We believe that there is substantial evidence to support the findings of fact made by the commissioner as to the ability and willingness of Polar to charter its vessel. He found that the fact that the Penelopi during the period of its repair did not obtain a British or American ship warrant, did not have a classification certificate and did not hold a certificate of insurance did not preclude ability to make a charter, for in fact the Penelopi was chartered to Moore-McCormack Lines without either ship warrants or classification certificate. As to the willingness of Polar to charter its vessel, it was proper to conclude from the evidence that the Penelopi was not chartered during the detention period because its owner was unwilling to incur the financial risk involved in fixing a charter without assurance of an approximate delivery date by Todd. The appellee argues that the Penelopi was not chartered because its owners wanted more money than could be obtained at the then ceiling rates of the Maritime Commission. It is true that Polar's offer of a charter to Moore-McCormack Lines included terms whereby the owner would get not only the legal rates of charter hire but also a division of profits that the charterer might make; but this demand was abandoned as soon as it appeared that the approval of the Maritime Commission could not be obtained, and the commissioner very reasonably inferred that Polar would not have acted differently had the vessel been available 31 days earlier. His report considers all of appellee's contention so fully that further discussion of the evidence is unnecessary.

We do not agree with the commissioner's ruling that although the period of wrongful detention was 31 days, the appellant is entitled to damages for only 23 days. This was based on the theory that the duty of cleaning and painting the vessel to make her ready to charter was on the owner, that the time reasonably required for such work was eight days, and, therefore, during the first eight days of the detention period she lost no hire by reason of the wrongful detention. But the question is not what hire she lost during the detention period but what loss of hire did the detention cause. Whether the vessel was delivered November 26 or December 27 she would be off hire during the eight days necessary to put her in readiness for chartering. The wrongful detention therefore caused her to begin earning hire 31 days later than she otherwise would. The fact that actually she was off hire for sixteen days instead of eight because the owner did the work unnecessarily slowly is, as the district judge said, immaterial, since during those days the ceiling prices fixed for charter hire remained unchanged. Demurrage should be computed for thirty-one days.
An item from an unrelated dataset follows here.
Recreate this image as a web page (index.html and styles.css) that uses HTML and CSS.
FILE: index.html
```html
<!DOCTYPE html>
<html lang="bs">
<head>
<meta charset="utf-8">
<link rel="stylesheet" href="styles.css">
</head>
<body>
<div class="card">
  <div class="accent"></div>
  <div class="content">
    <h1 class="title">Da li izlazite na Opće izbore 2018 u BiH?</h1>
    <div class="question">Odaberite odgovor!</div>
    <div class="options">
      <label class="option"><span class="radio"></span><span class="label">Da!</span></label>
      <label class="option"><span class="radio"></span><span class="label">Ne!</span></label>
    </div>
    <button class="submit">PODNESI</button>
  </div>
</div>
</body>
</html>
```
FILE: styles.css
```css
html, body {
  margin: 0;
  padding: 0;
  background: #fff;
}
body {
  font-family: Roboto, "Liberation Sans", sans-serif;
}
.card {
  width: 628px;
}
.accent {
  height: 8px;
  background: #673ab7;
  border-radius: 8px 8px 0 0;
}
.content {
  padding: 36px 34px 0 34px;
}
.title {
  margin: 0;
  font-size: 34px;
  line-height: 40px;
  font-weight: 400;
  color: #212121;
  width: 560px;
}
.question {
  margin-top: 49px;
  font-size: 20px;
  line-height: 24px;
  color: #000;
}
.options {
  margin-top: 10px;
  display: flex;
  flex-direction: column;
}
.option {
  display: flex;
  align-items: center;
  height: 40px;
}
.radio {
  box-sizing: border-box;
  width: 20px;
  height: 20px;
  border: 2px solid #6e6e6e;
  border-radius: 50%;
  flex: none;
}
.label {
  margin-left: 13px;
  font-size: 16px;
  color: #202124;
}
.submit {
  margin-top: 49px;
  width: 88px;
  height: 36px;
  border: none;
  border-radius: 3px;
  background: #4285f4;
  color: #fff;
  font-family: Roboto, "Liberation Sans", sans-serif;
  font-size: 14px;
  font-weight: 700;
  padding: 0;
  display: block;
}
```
The average net daily earnings of the vessel under the Moore-McCormack charter were found to be $1110. The computation was based on a deadweight tonnage of 10,400 tons instead of the 10,660 tons stated in the charter and according to which charter hire was collected from Moore-McCormack Lines. In the prior charter the vessel's tonnage was stated as about 10,450 tons and in the subsequent charter to the War Shipping Administration as about 10,400 tons. The latter figure accords with the Lloyd certificate dated October 13, 1942. In the absence of an explanation of the apparent discrepancies the commissioner adopted the 10,400 figure. We think he was justified in so doing; the probability that a charter made during the detention period would have based hire on a tonnage of 10,660 seems too speculative.
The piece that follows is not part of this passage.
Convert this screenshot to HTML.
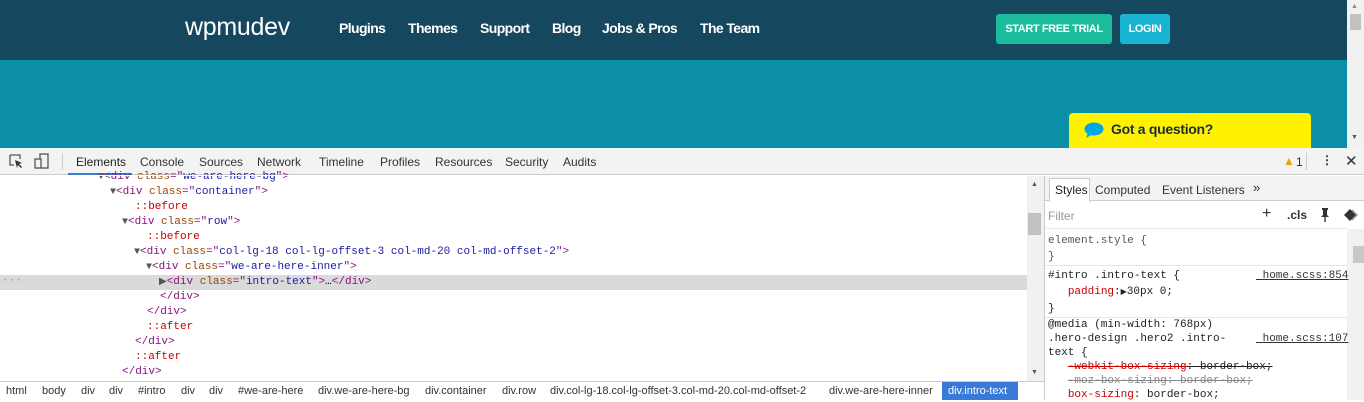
<!DOCTYPE html>
<html><head><style>
*{margin:0;padding:0;box-sizing:border-box}
body{width:1364px;height:400px;overflow:hidden;position:relative;font-family:"Liberation Sans",sans-serif;background:#fff}
.a{position:absolute;white-space:nowrap}
.nav{top:0;left:0;width:1347px;height:60px;background:#15475e}
.hero{top:60px;left:0;width:1347px;height:88px;background:#0a8fa6}
.nl{color:#fff;font-weight:bold;font-size:14px;top:20px;letter-spacing:-0.6px}
.btn{top:14px;height:30px;border-radius:3px;color:#fff;font-weight:bold;font-size:11px;line-height:30px;text-align:center;letter-spacing:-0.4px}
.m{font-family:"Liberation Mono",monospace;font-size:11px}
.t{color:#881280}.at{color:#994500}.v{color:#1a1aa6}.ps{color:#c80000}
.ln{position:absolute;height:15px;line-height:15px}
.tri{color:#555;font-size:10px}
.tb{top:148px;left:0;width:1364px;height:27px;background:#f3f3f3;border-bottom:1px solid #ccc;font-size:12px;color:#333}
.tb span{position:absolute;top:7px}
.bc{font-size:11px;color:#333;top:385px}
</style></head><body>
<div class="a nav"></div>
<div class="a" style="left:185px;top:13px;color:#fff;font-size:25px;letter-spacing:-0.3px">wpmudev</div>
<div class="a nl" style="left:339px">Plugins</div>
<div class="a nl" style="left:408px">Themes</div>
<div class="a nl" style="left:480px">Support</div>
<div class="a nl" style="left:552px">Blog</div>
<div class="a nl" style="left:602px">Jobs &amp; Pros</div>
<div class="a nl" style="left:700px">The Team</div>
<div class="a btn" style="left:996px;width:116px;background:#1abc9c">START FREE TRIAL</div>
<div class="a btn" style="left:1120px;width:50px;background:#19b4d2">LOGIN</div>
<div class="a hero"></div>
<div class="a" style="left:1069px;top:113px;width:242px;height:35px;background:#fff200;border-radius:4px 4px 0 0"></div>
<svg class="a" style="left:1083px;top:121px" width="22" height="18"><ellipse cx="11" cy="8" rx="9.5" ry="6.5" fill="#00a6e8"/><path d="M5 12 L3 17 L10 13Z" fill="#00a6e8"/></svg>
<div class="a" style="left:1111px;top:121px;font-weight:bold;font-size:14px;color:#1a2e3a;letter-spacing:-0.3px">Got a question?</div>
<div class="a" style="left:1347px;top:0;width:17px;height:148px;background:#f1f1f1"></div>
<div class="a" style="left:1350px;top:14px;width:11px;height:16px;background:#c1c1c1"></div>
<div class="a" style="left:1351px;top:3px;font-size:7px;color:#888">▲</div>
<div class="a" style="left:1351px;top:134px;font-size:7px;color:#555">▼</div>

<div class="a tb">
<svg style="position:absolute;left:9px;top:6px" width="14" height="14"><path d="M1 1h10v4M1 1v10h4" fill="none" stroke="#555" stroke-width="1.3"/><path d="M6 6l7 3-3 1 3 3-1 1-3-3-1 3z" fill="#333"/></svg>
<svg style="position:absolute;left:34px;top:5px" width="16" height="16"><rect x="6" y="1" width="8" height="14" fill="none" stroke="#555" stroke-width="1.3"/><rect x="1" y="6" width="6" height="9" fill="#f3f3f3" stroke="#555" stroke-width="1.3"/></svg>
<div style="position:absolute;left:62px;top:5px;width:1px;height:17px;background:#ccc"></div>
<span style="left:76px;color:#222">Elements</span>
<div style="position:absolute;left:68px;top:25px;width:64px;height:2px;background:#3879d9"></div>
<span style="left:140px">Console</span><span style="left:199px">Sources</span><span style="left:257px">Network</span><span style="left:319px">Timeline</span><span style="left:380px">Profiles</span><span style="left:435px">Resources</span><span style="left:505px">Security</span><span style="left:563px">Audits</span>
<span style="left:1283px;color:#e8a600;font-size:12px;top:6px">▲</span><span style="left:1296px;color:#333">1</span>
<div style="position:absolute;left:1306px;top:5px;width:1px;height:17px;background:#ccc"></div>
<span style="left:1321px;font-weight:bold;top:5px">⋮</span>
<span style="left:1345px;font-size:15px;top:4px">✕</span>
</div>

<div class="a" style="left:0;top:275px;width:1027px;height:15px;background:#dadada"></div>
<div class="a m" style="left:2px;top:275px;color:#999;line-height:13px">···</div>
<div class="m">
<div class="ln" style="left:98px;top:170px"><span class="tri">▼</span><span class="t">&lt;div </span><span class="at">class</span><span class="t">="</span><span class="v">we-are-here-bg</span><span class="t">"&gt;</span></div>
<div class="ln" style="left:110px;top:185px"><span class="tri">▼</span><span class="t">&lt;div </span><span class="at">class</span><span class="t">="</span><span class="v">container</span><span class="t">"&gt;</span></div>
<div class="ln ps" style="left:135px;top:200px">::before</div>
<div class="ln" style="left:122px;top:215px"><span class="tri">▼</span><span class="t">&lt;div </span><span class="at">class</span><span class="t">="</span><span class="v">row</span><span class="t">"&gt;</span></div>
<div class="ln ps" style="left:147px;top:230px">::before</div>
<div class="ln" style="left:134px;top:245px"><span class="tri">▼</span><span class="t">&lt;div </span><span class="at">class</span><span class="t">="</span><span class="v">col-lg-18 col-lg-offset-3 col-md-20 col-md-offset-2</span><span class="t">"&gt;</span></div>
<div class="ln" style="left:146px;top:260px"><span class="tri">▼</span><span class="t">&lt;div </span><span class="at">class</span><span class="t">="</span><span class="v">we-are-here-inner</span><span class="t">"&gt;</span></div>
<div class="ln" style="left:159px;top:275px"><span class="tri">▶</span><span class="t">&lt;div </span><span class="at">class</span><span class="t">="</span><span class="v">intro-text</span><span class="t">"&gt;</span>…<span class="t">&lt;/div&gt;</span></div>
<div class="ln t" style="left:160px;top:290px">&lt;/div&gt;</div>
<div class="ln t" style="left:147px;top:305px">&lt;/div&gt;</div>
<div class="ln ps" style="left:147px;top:320px">::after</div>
<div class="ln t" style="left:135px;top:335px">&lt;/div&gt;</div>
<div class="ln ps" style="left:135px;top:350px">::after</div>
<div class="ln t" style="left:122px;top:365px">&lt;/div&gt;</div>
</div>
<div class="a" style="left:0;top:175px;width:1027px;height:1px;background:#fff"></div>
<div class="a" style="left:1027px;top:176px;width:17px;height:205px;background:#f1f1f1"></div>
<div class="a" style="left:1028px;top:213px;width:13px;height:22px;background:#c1c1c1"></div>
<div class="a" style="left:1031px;top:181px;font-size:7px;color:#555">▲</div>
<div class="a" style="left:1031px;top:369px;font-size:7px;color:#555">▼</div>
<div class="a" style="left:0;top:381px;width:1044px;height:1px;background:#ccc"></div>
<div class="a bc" style="left:6px">html</div><div class="a bc" style="left:42px">body</div><div class="a bc" style="left:81px">div</div><div class="a bc" style="left:109px">div</div><div class="a bc" style="left:138px">#intro</div><div class="a bc" style="left:181px">div</div><div class="a bc" style="left:209px">div</div><div class="a bc" style="left:238px">#we-are-here</div><div class="a bc" style="left:318px">div.we-are-here-bg</div><div class="a bc" style="left:425px">div.container</div><div class="a bc" style="left:502px">div.row</div><div class="a bc" style="left:550px">div.col-lg-18.col-lg-offset-3.col-md-20.col-md-offset-2</div><div class="a bc" style="left:829px">div.we-are-here-inner</div>
<div class="a" style="left:942px;top:382px;width:76px;height:18px;background:#3879d9"></div>
<div class="a bc" style="left:948px;color:#fff">div.intro-text</div>

<div class="a" style="left:1044px;top:176px;width:1px;height:224px;background:#ccc"></div>
<div class="a" style="left:1045px;top:176px;width:319px;height:25px;background:#f3f3f3;border-bottom:1px solid #ccc"></div>
<div class="a" style="left:1049px;top:178px;width:41px;height:24px;background:#fff;border:1px solid #ccc;border-bottom:none"></div>
<div class="a" style="left:1055px;top:183px;font-size:12px;color:#222">Styles</div>
<div class="a" style="left:1095px;top:183px;font-size:12px;color:#333">Computed</div>
<div class="a" style="left:1162px;top:183px;font-size:12px;color:#333">Event Listeners</div>
<div class="a" style="left:1253px;top:180px;font-size:13px;color:#333">»</div>
<div class="a" style="left:1048px;top:209px;font-size:12px;color:#999">Filter</div>
<div class="a" style="left:1262px;top:205px;font-size:16px;color:#333">+</div>
<div class="a" style="left:1287px;top:208px;font-size:12px;color:#333;font-weight:bold">.cls</div>
<svg class="a" style="left:1319px;top:207px" width="12" height="16"><rect x="3" y="1" width="6" height="2" fill="#333"/><path d="M4 3h4v5l2 2H2l2-2z" fill="#333"/><rect x="5.3" y="10" width="1.4" height="5" fill="#333"/></svg>
<svg class="a" style="left:1343px;top:208px" width="16" height="14"><path d="M1 7L7 1L13 7L7 13Z" fill="#333"/><path d="M9 2L14 7L9 12" fill="none" stroke="#999" stroke-width="1.5"/></svg>
<div class="a" style="left:1045px;top:228px;width:302px;height:1px;background:#e6e6e6"></div>
<div class="a" style="left:1347px;top:229px;width:17px;height:171px;background:#f1f1f1"></div>
<div class="a" style="left:1353px;top:246px;width:11px;height:17px;background:#c8c8c8"></div>
<div class="a m" style="left:1048px;top:233px;line-height:16px;color:#555">element.style {<br>}</div>
<div class="a" style="left:1045px;top:265px;width:302px;height:1px;background:#e6e6e6"></div>
<div class="a m" style="left:1048px;top:268px;line-height:16px;color:#222">#intro .intro-text {<br>&nbsp;&nbsp;&nbsp;<span style="color:#c80000">padding</span>:<span style="font-size:8px">▶</span>30px 0;<br>}</div>
<div class="a m" style="left:1256px;top:268px;color:#333;text-decoration:underline;line-height:16px">&nbsp;home.scss:854</div>
<div class="a" style="left:1045px;top:317px;width:302px;height:1px;background:#e6e6e6"></div>
<div class="a m" style="left:1048px;top:318px;line-height:14px;color:#222">@media (min-width: 768px)<br>.hero-design .hero2 .intro-<br>text {<br>&nbsp;&nbsp;&nbsp;<s style="color:#c80000">-webkit-box-sizing</s><s>: border-box;</s><br>&nbsp;&nbsp;&nbsp;<s style="color:#888">-moz-box-sizing: border-box;</s><br>&nbsp;&nbsp;&nbsp;<span style="color:#c80000">box-sizing</span>: border-box;</div>
<div class="a m" style="left:1256px;top:332px;color:#333;text-decoration:underline;line-height:14px">&nbsp;home.scss:107</div>
</body></html>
The appellee contends that the voyage account was inaccurate and incomplete, and that in any event a single voyage is insufficient to furnish a fair basis for determining rental value. Cases cited in support of the latter point are inapplicable, because the ceiling rates of the Maritime Commission determined the hire that could be obtained, and precluded negotiation of an unusually favorable contract. The criticisms of the voyage account were not raised upon the reference until the submission of Todd's reply brief. As the commissioner points out these criticisms should have been voiced before the close of the testimony or application made to reopen the hearings. In the absence of timely objections the voyage account was properly received in evidence. See The Conqueror, 166 U.S. 110, 127, 17 S. Ct. 510, 41 L. Ed. 937.
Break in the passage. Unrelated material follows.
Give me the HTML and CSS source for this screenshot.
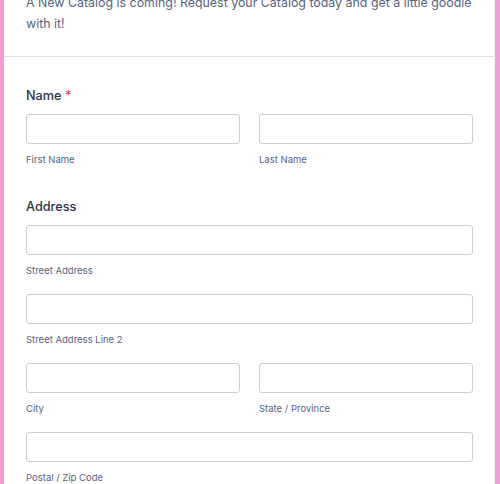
FILE: index.html
```html
<!DOCTYPE html>
<html lang="en">
<head>
<meta charset="utf-8">
<title>Catalog Request</title>
<link rel="stylesheet" href="styles.css">
</head>
<body>
<div class="card">
  <div class="header">
    <p class="desc">A New Catalog is coming! Request your Catalog today and get a little goodie with it!</p>
  </div>
  <div class="form">
    <div class="field">
      <div class="label">Name <span class="req">*</span></div>
      <div class="row">
        <div class="col"><div class="input"></div><div class="sub">First Name</div></div>
        <div class="col"><div class="input"></div><div class="sub">Last Name</div></div>
      </div>
    </div>
    <div class="field">
      <div class="label">Address</div>
      <div class="col"><div class="input"></div><div class="sub">Street Address</div></div>
      <div class="col"><div class="input"></div><div class="sub">Street Address Line 2</div></div>
      <div class="row">
        <div class="col"><div class="input"></div><div class="sub">City</div></div>
        <div class="col"><div class="input"></div><div class="sub">State / Province</div></div>
      </div>
      <div class="col"><div class="input"></div><div class="sub">Postal / Zip Code</div></div>
    </div>
  </div>
</div>
</body>
</html>
```

FILE: styles.css
```css
html, body {
  margin: 0;
  padding: 0;
  height: 100%;
  overflow: hidden;
}
body {
  background: #f59bd5;
  font-family: Inter, "Liberation Sans", sans-serif;
}
.card {
  display: flow-root;
  margin: 0 5px 0 4px;
  background: #ffffff;
  min-height: 100%;
  border-right: 1px solid #f3f3f6;
  box-sizing: border-box;
}
.header {
  margin-top: -8px;
  padding: 0 20px 22px 22px;
  border-bottom: 1px solid #dcdfe7;
}
.desc {
  margin: 0;
  font-size: 12.4px;
  line-height: 21px;
  color: #57647e;
}
.form {
  padding: 30px 21px 0 22px;
}
.field {
  display: flex;
  flex-direction: column;
}
.field + .field {
  margin-top: 32px;
}
.label {
  font-size: 12.7px;
  line-height: 17px;
  font-weight: 500;
  color: #2c3345;
  margin-bottom: 10px;
}
.req {
  color: #f23a3c;
}
.row {
  display: flex;
  gap: 19px;
}
.row .col {
  flex: 1;
}
.col {
  display: flex;
  flex-direction: column;
}
.field > .col + .col,
.field > .row + .col,
.field > .col + .row {
  margin-top: 17px;
}
.input {
  height: 30px;
  border: 1px solid #c8cdd9;
  border-radius: 3px;
  box-sizing: border-box;
  background: #fff;
}
.sub {
  margin-top: 10px;
  font-size: 9.5px;
  line-height: 12px;
  color: #57647e;
}
```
There remains for discussion the appellant's claim that special damages should have been allowed on the theory that had the vessel been available earlier it could have been chartered at a rate of $4.50 for the entire period and would not have been subject to the reduced rate of $3.25 which became effective at midnight of January 19, 1942. There is at least some evidence that the Maritime Commission reserved the right to change maximum charter rates after they had already gone into effect, although there is no showing that rates were ever changed under such circumstances. However this may be, the commissioner's decision can be supported on another ground. The appellant claims special damages either on the basis of a voyage to the Persian Gulf and Red Sea area or else on the basis of a voyage to South America. It is clear, we think, that there was no likelihood that the Penelopi would have been sent to the Persian Gulf. Not only was the usual business of the vessel the South American trade but it was indicated in a letter that the owners preferred not to send the ship to the Persian Gulf. Nor can special damages be computed on the basis of a South American voyage; for, as the commissioner found, the length of such a voyage was not established with reasonable certainty. It is true under the Moore-McCormack charter the voyage took four months and seven days; but that the period might have been shorter is clear, since the Maritime Commission estimated the voyage at "approximately three months", as did the parties in their charter. The commissioner rightly held that the proof of special damage was too speculative.

The decree is reversed and the cause remanded for computation of damages in accordance with this opinion. Since the decree to be entered will be in favor of Polar we think it should be awarded all costs in the district court as well as appellate costs.